Even if consensus were the bulk of the opinion, is some look for consensus really avoidable under the Eighth Amendment? It's not ideal, I agree, but with an amendment that prohibits, in part, "unusual" punishment is it surprising that the courts try to look at what is "unusual" by examining state practices?
Perhaps it's a problem with our current sentencing law and Constitution. But your evidence is far from proving that this problem is inherent to unitary states or even inherent to American law. As an argument for more state power, it's rather weak. As an argument for reshaping the Eighth Amendment...maybe.
Also: the Court's analysis of consensus is not limited to looking at state laws, as you suggested; it looks at actual sentencing practices in the various states. And the Court does examine penological theory after the consensus analysis. Perhaps not to the level of scientific detail that you would like, but it is there.
Posted by: Andrew MacKie-Mason | May 19, 2010 11:35:59 PM
Rick, in the piece you cite, you rely on Atkins to make the nose-counting point. As you point out, 30 states had laws against executing the mentally retarded, while 20 did not. You then say: "In practice, when the Court's own assessment of a punishment's cruelty is rejected by a majority of the States, the Court refuses to enforce its own values. But when the Court's assessment is not inconsistent with any consensus among the States, the Court feels free to charge ahead."
I find all these arguments to be persuasive, including the stuff that comes afterward about it being sufficient that a clear majority has not rejected the Court's approach. But that was not the case in Graham, where there was a clear majority opposed to the Court's view.
At all events, I think the area of disagreement is rather small.
Posted by: Marc DeGirolami | May 18, 2010 1:59:13 PM
I disagree: As I argued in Counting States, the Court can avoid the Furman debacle without having a majority of states on its side: The Court needs only a plurality to insure that its decision will not be subjected to an overwhelming firestorm of protest. A significant plurality would do the trick, just as a plurality will do the trick of blocking a constitutional amendment under Article V of the Constitution.
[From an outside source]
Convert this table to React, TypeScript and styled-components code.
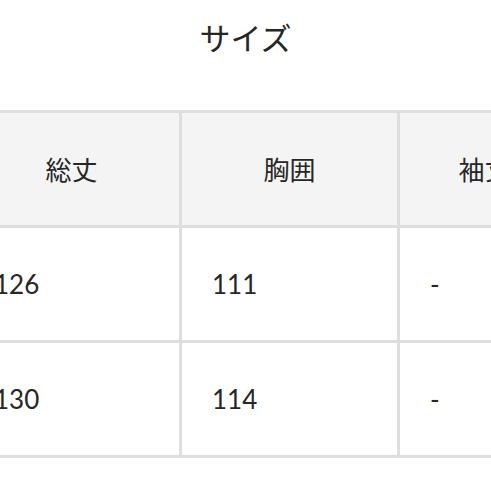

I certainly agree that the Court is implicitly imposing its own substantive normative theory. But the Court does not do so with any candor, evidence, or minimally sophisticated argument. Instead, the Court waves a plurality of jurisdictions to ward off accusations that it has contradicted the General Will, offers a few commencement speech verities about justice, and then concludes with a mostly unintelligible principle tied to a legal conclusion.
Posted by: Rick Hills | May 18, 2010 1:35:38 PM
Rick, I think your theory on point #3 and Graham is off the mark. If it were really true that the Court was engaged in a consensus-as-nose-counting exercise, then it would have given far greater weight to the 39 jurisdictions that permit LWOP for juveniles than it actually did. In fact, consensus is simply a mask for the Court to impose just the sort of substantive theory of rights that you champion. Yes, it doesn't work that theory out in great detail -- it doesn't too heavily rely on social science data and so on (though it does raise such data). It can't do that because it needs to retain the mask of relying on consensus. But it's not any sort of real analysis of consensus that drives the Court's decision. It's just politically expedient to put consensus front and center.